══ Available data ══

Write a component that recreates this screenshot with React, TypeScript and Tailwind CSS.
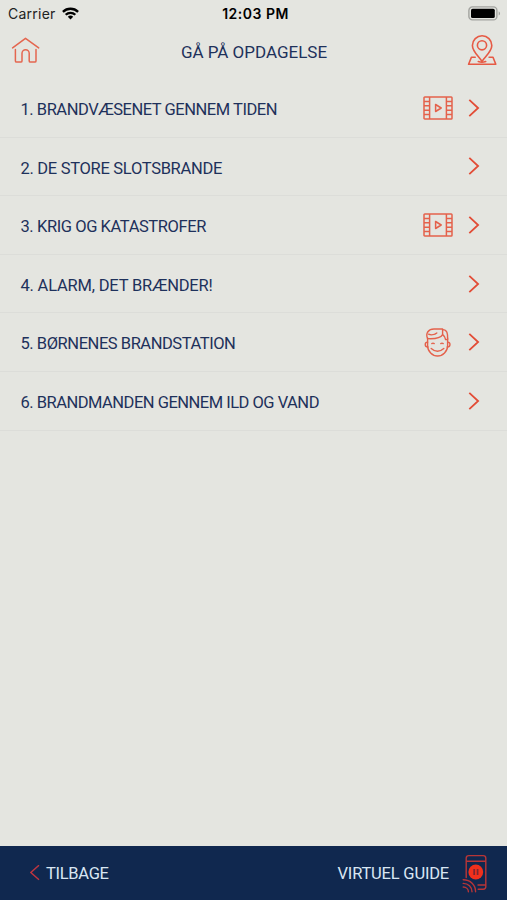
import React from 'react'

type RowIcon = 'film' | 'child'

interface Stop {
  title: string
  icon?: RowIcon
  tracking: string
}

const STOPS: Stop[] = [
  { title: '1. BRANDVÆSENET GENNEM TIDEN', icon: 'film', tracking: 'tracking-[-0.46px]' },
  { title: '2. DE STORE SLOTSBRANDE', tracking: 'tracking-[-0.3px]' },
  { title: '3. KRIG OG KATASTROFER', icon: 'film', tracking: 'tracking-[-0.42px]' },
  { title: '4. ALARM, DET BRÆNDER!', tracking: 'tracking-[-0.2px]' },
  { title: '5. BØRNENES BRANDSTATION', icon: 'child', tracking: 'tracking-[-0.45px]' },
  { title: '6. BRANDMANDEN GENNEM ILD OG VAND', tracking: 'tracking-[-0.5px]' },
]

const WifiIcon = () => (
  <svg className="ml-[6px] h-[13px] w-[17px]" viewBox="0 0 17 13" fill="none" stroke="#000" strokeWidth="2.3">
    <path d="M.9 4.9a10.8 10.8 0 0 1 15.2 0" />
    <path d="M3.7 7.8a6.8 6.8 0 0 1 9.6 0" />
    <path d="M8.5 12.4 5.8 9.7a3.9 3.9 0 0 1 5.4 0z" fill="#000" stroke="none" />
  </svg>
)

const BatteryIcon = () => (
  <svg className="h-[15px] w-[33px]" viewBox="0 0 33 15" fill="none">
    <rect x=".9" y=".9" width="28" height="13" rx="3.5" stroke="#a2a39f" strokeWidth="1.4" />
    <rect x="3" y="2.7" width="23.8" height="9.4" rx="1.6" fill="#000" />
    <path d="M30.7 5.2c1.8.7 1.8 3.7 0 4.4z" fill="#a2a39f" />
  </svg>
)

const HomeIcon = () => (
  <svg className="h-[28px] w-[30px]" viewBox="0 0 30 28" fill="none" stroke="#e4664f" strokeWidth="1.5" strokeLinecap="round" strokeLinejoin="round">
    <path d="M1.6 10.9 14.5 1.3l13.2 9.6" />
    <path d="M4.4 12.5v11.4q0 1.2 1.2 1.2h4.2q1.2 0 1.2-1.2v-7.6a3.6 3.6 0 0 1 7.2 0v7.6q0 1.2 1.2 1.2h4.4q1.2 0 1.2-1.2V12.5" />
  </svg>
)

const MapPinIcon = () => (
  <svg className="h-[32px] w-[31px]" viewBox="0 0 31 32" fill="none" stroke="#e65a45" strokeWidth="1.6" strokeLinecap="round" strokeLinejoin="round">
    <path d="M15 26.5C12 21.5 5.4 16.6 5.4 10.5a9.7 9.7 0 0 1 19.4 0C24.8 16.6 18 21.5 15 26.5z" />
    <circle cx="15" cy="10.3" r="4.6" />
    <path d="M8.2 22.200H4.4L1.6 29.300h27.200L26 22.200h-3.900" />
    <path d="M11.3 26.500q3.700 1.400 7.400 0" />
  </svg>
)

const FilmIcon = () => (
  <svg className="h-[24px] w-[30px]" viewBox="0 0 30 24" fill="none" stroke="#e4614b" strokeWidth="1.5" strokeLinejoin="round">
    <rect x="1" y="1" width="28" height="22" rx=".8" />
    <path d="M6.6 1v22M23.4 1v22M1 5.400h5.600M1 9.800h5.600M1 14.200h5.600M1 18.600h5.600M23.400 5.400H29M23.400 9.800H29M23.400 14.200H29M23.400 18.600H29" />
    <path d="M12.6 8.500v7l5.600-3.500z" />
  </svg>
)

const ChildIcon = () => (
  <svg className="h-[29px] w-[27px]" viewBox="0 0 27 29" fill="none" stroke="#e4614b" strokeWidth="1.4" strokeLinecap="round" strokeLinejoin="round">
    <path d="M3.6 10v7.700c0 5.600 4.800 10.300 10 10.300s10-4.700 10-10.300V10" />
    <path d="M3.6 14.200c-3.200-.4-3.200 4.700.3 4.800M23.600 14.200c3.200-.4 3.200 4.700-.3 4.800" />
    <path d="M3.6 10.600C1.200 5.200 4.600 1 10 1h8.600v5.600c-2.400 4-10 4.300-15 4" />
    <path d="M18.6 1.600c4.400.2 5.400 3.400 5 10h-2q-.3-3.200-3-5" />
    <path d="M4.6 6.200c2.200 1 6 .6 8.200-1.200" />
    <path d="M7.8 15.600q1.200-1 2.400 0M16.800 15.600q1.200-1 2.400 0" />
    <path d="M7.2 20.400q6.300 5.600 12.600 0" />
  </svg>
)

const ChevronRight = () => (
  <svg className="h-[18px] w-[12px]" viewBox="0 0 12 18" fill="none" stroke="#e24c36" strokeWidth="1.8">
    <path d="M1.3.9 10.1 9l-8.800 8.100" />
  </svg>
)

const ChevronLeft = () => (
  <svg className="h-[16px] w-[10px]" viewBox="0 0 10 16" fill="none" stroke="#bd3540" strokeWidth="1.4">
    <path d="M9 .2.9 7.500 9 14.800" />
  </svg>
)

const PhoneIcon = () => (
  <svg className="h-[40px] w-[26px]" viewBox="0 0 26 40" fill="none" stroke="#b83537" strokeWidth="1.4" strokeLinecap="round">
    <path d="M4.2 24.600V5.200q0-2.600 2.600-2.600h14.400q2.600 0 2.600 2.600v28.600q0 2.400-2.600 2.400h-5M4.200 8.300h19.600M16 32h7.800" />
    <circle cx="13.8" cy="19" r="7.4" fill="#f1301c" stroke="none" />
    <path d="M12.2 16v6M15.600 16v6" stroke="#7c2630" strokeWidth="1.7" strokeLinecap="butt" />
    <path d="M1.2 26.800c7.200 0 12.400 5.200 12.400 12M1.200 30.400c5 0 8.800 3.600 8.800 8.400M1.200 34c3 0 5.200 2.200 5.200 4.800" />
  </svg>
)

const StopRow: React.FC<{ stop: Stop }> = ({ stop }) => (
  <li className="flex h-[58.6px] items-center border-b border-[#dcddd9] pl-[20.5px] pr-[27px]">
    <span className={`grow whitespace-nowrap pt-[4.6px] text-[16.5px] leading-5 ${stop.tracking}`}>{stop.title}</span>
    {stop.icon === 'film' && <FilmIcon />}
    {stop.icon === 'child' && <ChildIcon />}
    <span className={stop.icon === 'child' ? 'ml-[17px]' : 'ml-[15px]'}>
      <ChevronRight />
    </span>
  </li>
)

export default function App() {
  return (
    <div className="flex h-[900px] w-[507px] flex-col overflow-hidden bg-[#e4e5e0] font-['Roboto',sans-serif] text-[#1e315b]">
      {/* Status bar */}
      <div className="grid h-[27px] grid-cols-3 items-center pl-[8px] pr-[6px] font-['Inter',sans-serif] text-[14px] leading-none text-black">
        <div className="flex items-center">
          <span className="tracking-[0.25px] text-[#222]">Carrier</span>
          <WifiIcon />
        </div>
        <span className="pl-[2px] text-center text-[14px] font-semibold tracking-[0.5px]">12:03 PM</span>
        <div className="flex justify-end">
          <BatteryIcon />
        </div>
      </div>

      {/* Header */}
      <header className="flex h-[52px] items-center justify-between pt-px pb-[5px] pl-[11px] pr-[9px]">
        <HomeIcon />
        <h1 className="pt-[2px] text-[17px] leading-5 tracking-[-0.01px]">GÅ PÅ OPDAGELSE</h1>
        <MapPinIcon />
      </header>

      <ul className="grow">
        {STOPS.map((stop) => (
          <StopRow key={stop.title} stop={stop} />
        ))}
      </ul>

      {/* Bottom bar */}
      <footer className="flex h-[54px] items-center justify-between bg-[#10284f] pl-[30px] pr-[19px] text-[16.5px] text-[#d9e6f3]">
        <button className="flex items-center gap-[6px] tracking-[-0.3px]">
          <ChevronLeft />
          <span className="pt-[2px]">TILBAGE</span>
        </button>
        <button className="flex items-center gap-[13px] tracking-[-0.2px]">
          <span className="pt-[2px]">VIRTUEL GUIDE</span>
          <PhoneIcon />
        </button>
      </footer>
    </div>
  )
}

═══

Stated goal:
Pull out each line containing the word "React" and copy it.

Completed task:
Write a component that recreates this screenshot with React, TypeScript and Tailwind CSS.
import React from 'react'
const StopRow: React.FC<{ stop: Stop }> = ({ stop }) => (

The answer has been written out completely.